How to read a backtest report without fooling yourself
Sharpe and return tell you almost nothing on their own. The six numbers that actually matter, how to spot survivorship bias, and why your costs are always 3x higher than you think.
Every backtest looks great. That is the point — whoever published it chose a period, a universe, and a set of parameters that make it look great. Your job as a reader is to figure out what they did not tell you, and whether those omissions change the answer.
The six numbers you need
- Sharpe ratio — but only alongside the sample size. Sharpe 2.0 on 6 months of data is noise; Sharpe 1.2 on 10 years is a real strategy.

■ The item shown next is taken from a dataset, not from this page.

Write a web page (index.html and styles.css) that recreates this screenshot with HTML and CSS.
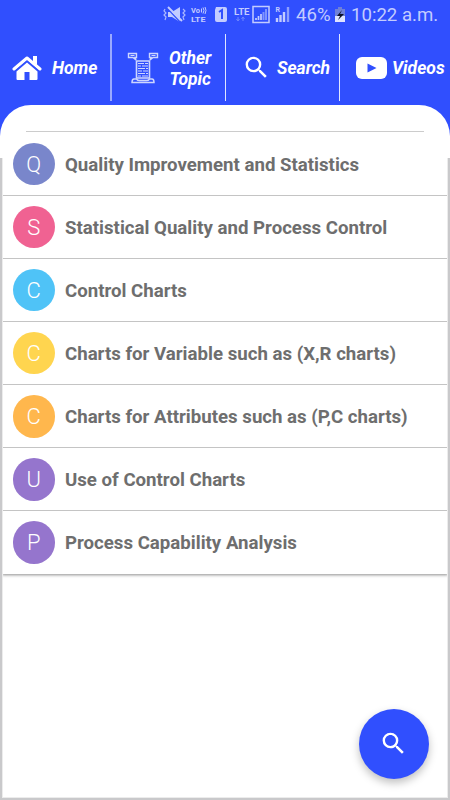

- Max drawdown — the emotional test. Can you actually sit through a -20% drawdown for 8 months? Most people say yes and act otherwise.
- Win rate — a sanity check. Strategies with < 45% win rate are mostly tail-risk trades; > 65% usually means you are picking up pennies in front of a truck.
- Trade count — too few and your Sharpe is noisy, too many and your costs will eat the edge. 100-500 trades/year is the sweet spot for most retail-scale strategies.
- Turnover — the hidden cost multiplier. 600% annualised turnover at 5bp round-trip is 30% of your gross return gone.
- Days in market — if the strategy is flat 80% of the time, you need to compare it to cash+risk-premium, not to buy-and-hold.
What they are probably hiding
Three common omissions kill most "great" backtests when you trade them live. Survivorship bias — the index you tested includes only companies that exist today. Look-ahead bias — some fundamentals data was not actually available on the date your backtest used it. Cost underestimation — quoted spreads are not fill prices, especially for small caps or off-hours.
Multiply every cost in a backtest by three before believing it. Commissions are real, spreads are wider than quoted, and market impact is worse than you modelled. If the strategy still works with 3x costs, it probably works in reality.
A worked example
Let us apply this to a low-turnover strategy — the Dividend Aristocrats template below. It only rebalances annually, so cost sensitivity is low. Sharpe 1.05 over 1080 days is credible. Max drawdown -7.9% is actually emotionally tradeable. Win rate 58.8% and only 24 trades total means it is a genuine slow buy-and-hold quality sleeve, not a high-frequency illusion.
The question to always ask
"Under what regime would this strategy have performed poorly, and is that regime more or less likely over the next 3 years?" Most backtests implicitly assume the next 3 years look like the last 5. If you can articulate a plausible regime where the logic breaks, discount the headline Sharpe accordingly.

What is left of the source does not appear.